PhD Researchers in the University of Galway will deliver a petition which calls for the immediate reversal of the Graduate Teaching Policy (GTA ) to the president, Ciarán Ó hÓgartaigh and deputy president and registrar, Pól Ó Dochartaigh.
The GTA policy, which was introduced in September this year, saw the working terms of PhD researchers and lecturers unequivocally changed with no little to no warning to those it impacts. Under the new policy, the GTA saw substantial payment reductions for PhD workers and removed previous claimable activities such as exam correction, work relevant emails and other required administrative duties.
Speaking to The Galway Advertiser regarding the situation back in September, a PhD student, one who wished to remain anonymous, said the changes would see their income cut by thousands this year. “We have to do 38 hours of research a week, so teaching was a lifeline for me and it was nice, being a part of the university and aiding our career progression as well. We can’t even turn down the new contracts because we’re so reliant on teaching.
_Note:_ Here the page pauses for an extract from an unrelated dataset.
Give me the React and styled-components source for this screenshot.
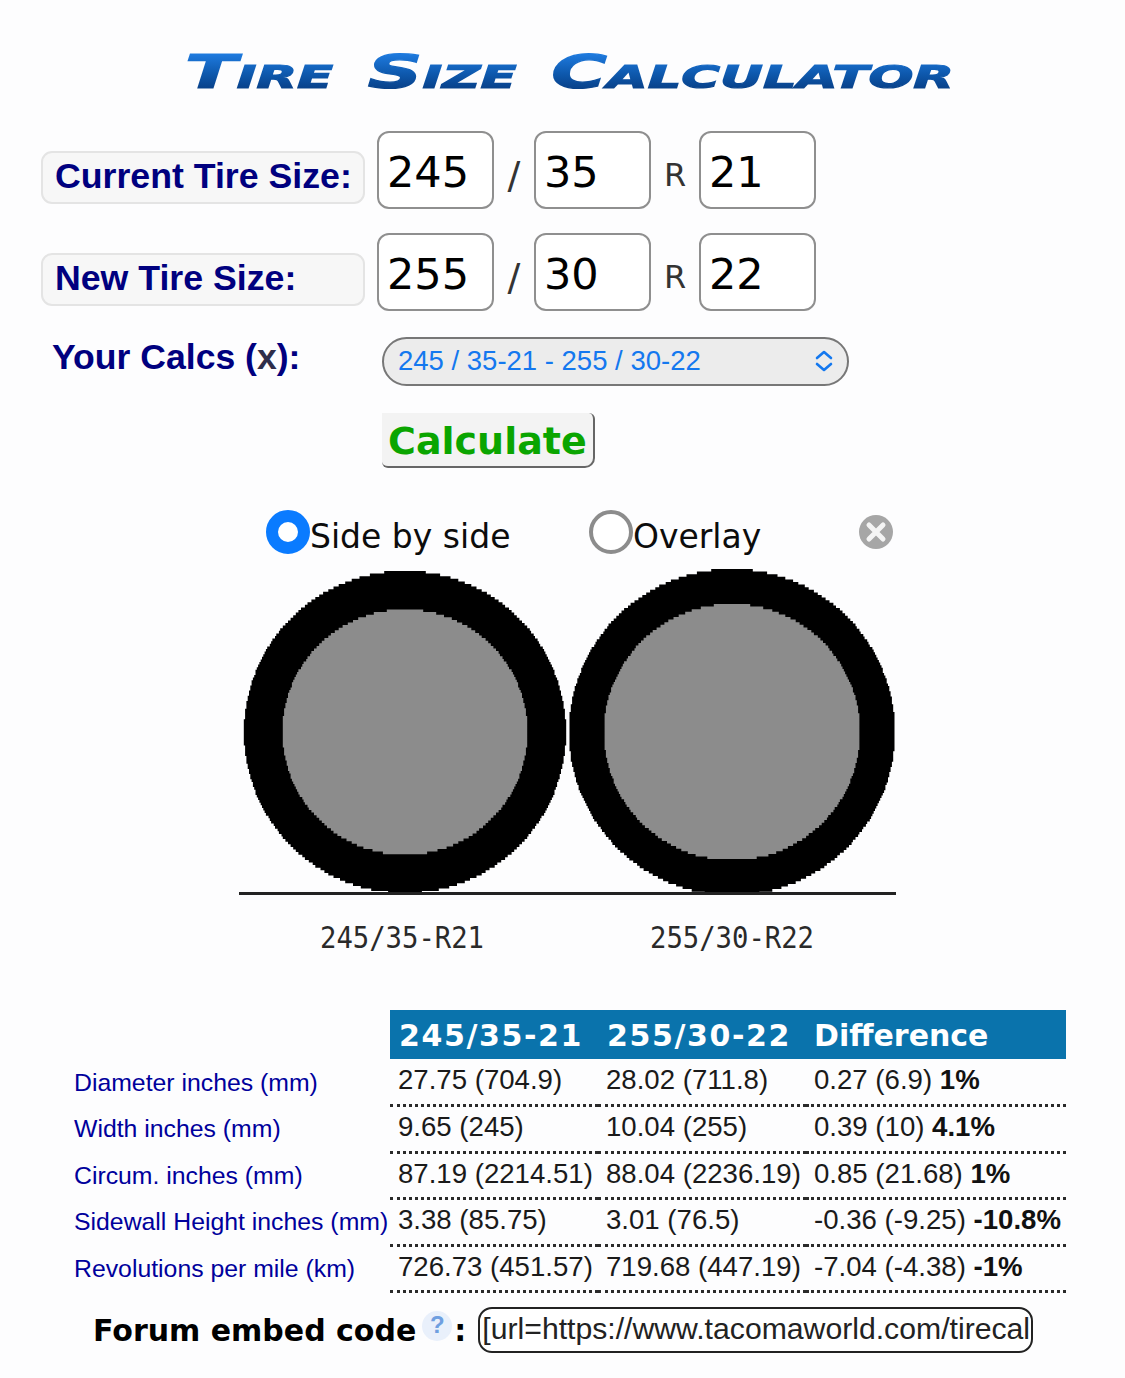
import React from "react";
import styled, { createGlobalStyle } from "styled-components";

const Global = createGlobalStyle`
  html, body { margin: 0; padding: 0; background: #fdfdfe; }
  * { box-sizing: border-box; }
`;

const Page = styled.div`
  width: 1125px;
  height: 1378px;
  overflow: hidden;
  background: #fdfdfe;
  font-family: "Liberation Sans", Arial, sans-serif;
  display: flex;
  flex-direction: column;
`;

const Title = styled.h1`
  margin: 44px 0 0 0;
  height: 87px;
  padding-left: 185px;
  font-family: "DejaVu Sans", sans-serif;
  font-size: 46px;
  line-height: 56px;
  font-weight: 700;
  font-style: italic;
  font-variant: small-caps;
  white-space: pre;
  word-spacing: 5px;
  transform: scaleX(1.65);
  transform-origin: 185px 0;
  -webkit-text-stroke: 1.2px transparent;
  background: linear-gradient(180deg, #1e7ade 18%, #0d57ab 55%, #083f86 82%);
  background-size: 600px 56px;
  background-repeat: no-repeat;
  background-position: 180px 0;
  -webkit-background-clip: text;
  background-clip: text;
  color: transparent;
`;

const SizeRow = styled.div`
  display: flex;
  align-items: center;
  height: 78px;
  margin-left: 41px;
  margin-bottom: ${p => p.$gap}px;
`;

const RowLabel = styled.div`
  width: 324px;
  height: 53px;
  margin-right: 12px;
  margin-top: 14px;
  padding-left: 12px;
  border: 2px solid #e4e4e4;
  border-radius: 11px;
  background: #f7f7f7;
  color: #00007f;
  font-size: 35.7px;
  font-weight: 700;
  line-height: 47px;
  white-space: nowrap;
`;

const SizeBox = styled.div`
  width: 117px;
  height: 78px;
  padding-left: 8px;
  border: 2px solid #8f8f8f;
  border-radius: 12px;
  background: #fff;
  color: #000;
  font-family: "DejaVu Sans", sans-serif;
  font-size: 43px;
  line-height: 78px;
`;

const Sep = styled.span`
  width: ${p => p.$w}px;
  padding-top: 10px;
  text-align: center;
  color: #333;
  font-family: "DejaVu Sans", sans-serif;
  font-size: ${p => p.$size}px;
  line-height: 1;
`;

const CalcsRow = styled.div`
  display: flex;
  align-items: flex-start;
  height: 76px;
  padding-left: 52px;
`;

const CalcsLabel = styled.div`
  width: 330px;
  margin-top: -2px;
  color: #00007f;
  font-size: 35.6px;
  font-weight: 700;
  line-height: 44px;
`;

const CalcsX = styled.span`
  color: #2e2e4a;
`;

const Select = styled.div`
  width: 467px;
  height: 49px;
  display: flex;
  align-items: center;
  justify-content: space-between;
  padding: 0 13px 2px 14px;
  border: 2px solid #777;
  border-radius: 25px;
  background: #ececec;
  color: #1478ef;
  font-size: 27.5px;
`;

const Calculate = styled.div`
  width: 213px;
  height: 55px;
  margin-left: 382px;
  padding-left: 6px;
  border-right: 2px solid #666;
  border-bottom: 2px solid #666;
  border-radius: 0 6px 10px 6px;
  background: #f3f3f3;
  color: #0aa500;
  font-family: "DejaVu Sans", sans-serif;
  font-size: 38px;
  font-weight: 700;
  line-height: 57px;
`;

const ViewRow = styled.div`
  display: flex;
  align-items: center;
  height: 46px;
  margin-top: 41px;
  padding-left: 266px;
`;

const RadioDot = styled.span`
  flex: none;
  width: 44px;
  height: 44px;
  border-radius: 50%;
  background: #fff;
  border: ${p => (p.$on ? "12px solid #0a7bff" : "4px solid #8c8c8c")};
`;

const RadioText = styled.span`
  width: ${p => p.$w}px;
  color: #0c0c0c;
  font-family: "DejaVu Sans", sans-serif;
  font-size: 33px;
  line-height: 46px;
  padding-top: 10px;
  white-space: nowrap;
`;

const CloseIcon = styled.svg`
  flex: none;
  margin-left: -1px;
`;

const Chart = styled.svg`
  display: block;
  flex: none;
  margin: 11px 0 0 239px;
`;

const ChartLabel = styled.text`
  font-family: "DejaVu Sans Mono", monospace;
  font-size: 31px;
  fill: #2a2a2a;
`;

const Table = styled.table`
  margin: 29px 0 0 59px;
  width: 1007px;
  table-layout: fixed;
  border-collapse: collapse;
`;

const HeadCell = styled.th`
  height: 49px;
  padding: 2px 0 0 ${p => p.$pad || 9}px;
  background: #0a73ac;
  color: #fff;
  font-family: "DejaVu Sans", sans-serif;
  font-size: 30px;
  letter-spacing: ${p => p.$ls || 0}px;
  font-weight: 700;
  text-align: left;
  white-space: nowrap;
`;

const RowName = styled.td`
  height: 46.5px;
  padding: 1px 0 0 15px;
  color: #00009c;
  font-size: 24.8px;
  white-space: nowrap;
`;

const Cell = styled.td`
  height: 46.5px;
  padding: 0 0 3px 8px;
  border-bottom: 3px dotted #2a2a2a;
  color: #1a1a1a;
  font-size: 27.6px;
  white-space: nowrap;
`;

const Pct = styled.b`
  font-weight: 700;
  color: #111;
`;

const EmbedRow = styled.div`
  display: flex;
  align-items: center;
  margin: 14px 0 0 93px;
  height: 46px;
`;

const EmbedLabel = styled.span`
  color: #000;
  font-family: "DejaVu Sans", sans-serif;
  font-size: 30px;
  font-weight: 700;
  white-space: pre;
`;

const Help = styled.span`
  flex: none;
  width: 30px;
  height: 30px;
  margin: -8px 2px 0 6px;
  border-radius: 50%;
  background: #e9f0fb;
  color: #6f9fe0;
  font-size: 24px;
  font-weight: 700;
  line-height: 28px;
  text-align: center;
`;

const EmbedBox = styled.div`
  width: 555px;
  height: 46px;
  margin-left: 12px;
  padding-left: 2px;
  border: 2px solid #222;
  border-radius: 14px;
  background: #fff;
  color: #222;
  font-size: 30.2px;
  line-height: 40px;
  white-space: nowrap;
  overflow: hidden;
`;

// Stepped disc so the tire keeps the blocky, upscaled edge of the original image
function disc(cx, cy, r, step) {
  let d = "";
  for (let y = cy - r; y < cy + r; y += step) {
    const mid = y + step / 2 - cy;
    const half = Math.sqrt(Math.max(0, r * r - mid * mid));
    const w = Math.round((half * 2) / step) * step;
    d += `M${cx - w / 2} ${y}h${w}v${step + 0.3}h${-w}z`;
  }
  return d;
}

const rows = [
  ["Diameter inches (mm)", "27.75 (704.9)", "28.02 (711.8)", "0.27 (6.9) ", "1%"],
  ["Width inches (mm)", "9.65 (245)", "10.04 (255)", "0.39 (10) ", "4.1%"],
  ["Circum. inches (mm)", "87.19 (2214.51)", "88.04 (2236.19)", "0.85 (21.68) ", "1%"],
  ["Sidewall Height inches (mm)", "3.38 (85.75)", "3.01 (76.5)", "-0.36 (-9.25) ", "-10.8%"],
  ["Revolutions per mile (km)", "726.73 (451.57)", "719.68 (447.19)", "-7.04 (-4.38) ", "-1%"],
];

function TireChart() {
  const ox = 239;
  const oy = 565;
  return (
    <Chart width="657" height="415" viewBox={`${ox} ${oy} 657 415`}>
      <path d={disc(405, 731, 161, 2.6)} fill="#000" />
      <path d={disc(405, 731, 122.5, 2.6)} fill="#8c8c8c" />
      <path d={disc(732, 731, 163, 2.6)} fill="#000" />
      <path d={disc(732, 731, 128, 2.6)} fill="#8c8c8c" />
      <rect x="239" y="891" width="657" height="3" fill="#222" />
      <ChartLabel x="320" y="947" textLength="164" lengthAdjust="spacingAndGlyphs">245/35-R21</ChartLabel>
      <ChartLabel x="650" y="947" textLength="164" lengthAdjust="spacingAndGlyphs">255/30-R22</ChartLabel>
    </Chart>
  );
}

export default function App() {
  return (
    <Page>
      <Global />
      <Title>Tire Size Calculator</Title>
      <SizeRow $gap={24}>
        <RowLabel>Current Tire Size:</RowLabel>
        <SizeBox>245</SizeBox>
        <Sep $w={40} $size={38}>/</Sep>
        <SizeBox>35</SizeBox>
        <Sep $w={48} $size={32}>R</Sep>
        <SizeBox>21</SizeBox>
      </SizeRow>
      <SizeRow $gap={26}>
        <RowLabel>New Tire Size:</RowLabel>
        <SizeBox>255</SizeBox>
        <Sep $w={40} $size={38}>/</Sep>
        <SizeBox>30</SizeBox>
        <Sep $w={48} $size={32}>R</Sep>
        <SizeBox>22</SizeBox>
      </SizeRow>
      <CalcsRow>
        <CalcsLabel>Your Calcs (<CalcsX>x</CalcsX>):</CalcsLabel>
        <Select>
          245 / 35-21 - 255 / 30-22
          <svg width="20" height="24" viewBox="0 0 20 24" fill="none" stroke="#1478ef" strokeWidth="2.6" strokeLinecap="round" strokeLinejoin="round">
            <path d="M3 9l7-6 7 6" />
            <path d="M3 15l7 6 7-6" />
          </svg>
        </Select>
      </CalcsRow>
      <Calculate>Calculate</Calculate>
      <ViewRow>
        <RadioDot $on />
        <RadioText $w={279}>Side by side</RadioText>
        <RadioDot />
        <RadioText $w={226}>Overlay</RadioText>
        <CloseIcon width="36" height="36" viewBox="0 0 36 36">
          <circle cx="18" cy="18" r="17" fill="#a6a6a6" />
          <path d="M11 11l14 14M25 11l-14 14" stroke="#f4f4f4" strokeWidth="5" strokeLinecap="round" />
        </CloseIcon>
      </ViewRow>
      <TireChart />
      <Table>
        <colgroup>
          <col style={{ width: 331 }} />
          <col style={{ width: 208 }} />
          <col style={{ width: 208 }} />
          <col style={{ width: 260 }} />
        </colgroup>
        <thead>
          <tr>
            <th />
            <HeadCell $ls={1.6}>245/35-21</HeadCell>
            <HeadCell $ls={1.6}>255/30-22</HeadCell>
            <HeadCell $pad={8}>Difference</HeadCell>
          </tr>
        </thead>
        <tbody>
          {rows.map(r => (
            <tr key={r[0]}>
              <RowName>{r[0]}</RowName>
              <Cell>{r[1]}</Cell>
              <Cell>{r[2]}</Cell>
              <Cell>{r[3]}<Pct>{r[4]}</Pct></Cell>
            </tr>
          ))}
        </tbody>
      </Table>
      <EmbedRow>
        <EmbedLabel>Forum embed code</EmbedLabel>
        <Help>?</Help>
        <EmbedLabel>:</EmbedLabel>
        <EmbedBox>[url=https://www.tacomaworld.com/tirecal</EmbedBox>
      </EmbedRow>
    </Page>
  );
}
“I’ve been in discussions with my line manager and it’s just been kind of left up to us, we haven’t even been given an option or a kind of take it of leave it, it’s just a ‘this is your pay deal with it,” they said.
Now two months later, the full impact of the GTA policy on PhD students and educators in the university has been felt. Tomorrow, Friday November 11, the Postgraduate Workers Alliance (PGWA ) will deliver the petition made up of over “hundreds of staff, faculty and students, including over 200 PhDs”, to the president and deputy president and registrar.
A spokesperson from the PGWA said, “The new policy raises serious concerns for our community and comes amidst a growing cost of living and housing crisis, which rapidly deteriorated our ability to have a living wage. Schools within the university have interpreted the policy differently, creating further confusion and pay disparity among PhDs.
“What we are looking for is extremely straightforward. Firstly, we want to see the immediate reversal of this decision to reduce teaching pay. Secondly, we want the university to recognise us as formal employees, guaranteeing us maternity leave, sick leave, and holiday pay. Thirdly, we want to see the university make a sincere effort to ensuring PhD workers are paid a living wage of €28,000 per annum.”
Representative of University of Galway’s Governing Authority, Criodán Ó Murchú agreed with the PGWA’s statements saying, “for too long, the university has seen PhDs as a scapegoat to complete unpaid and time-consuming work. PhDs are the backbone of research and technological development in universities and deserve to be recognised as such.
“To be adequately remunerated for their arduous work is at the very least a fair ask, along with proper recognition as employees of the university. Recently, the university scrapped the 120 hours of unpaid tutoring for PhD candidates. However, they have simultaneously cut PhD pay down to tutoring rates, regardless of preparation time and if it is lecture substitution. These unjust practices must come to an end.”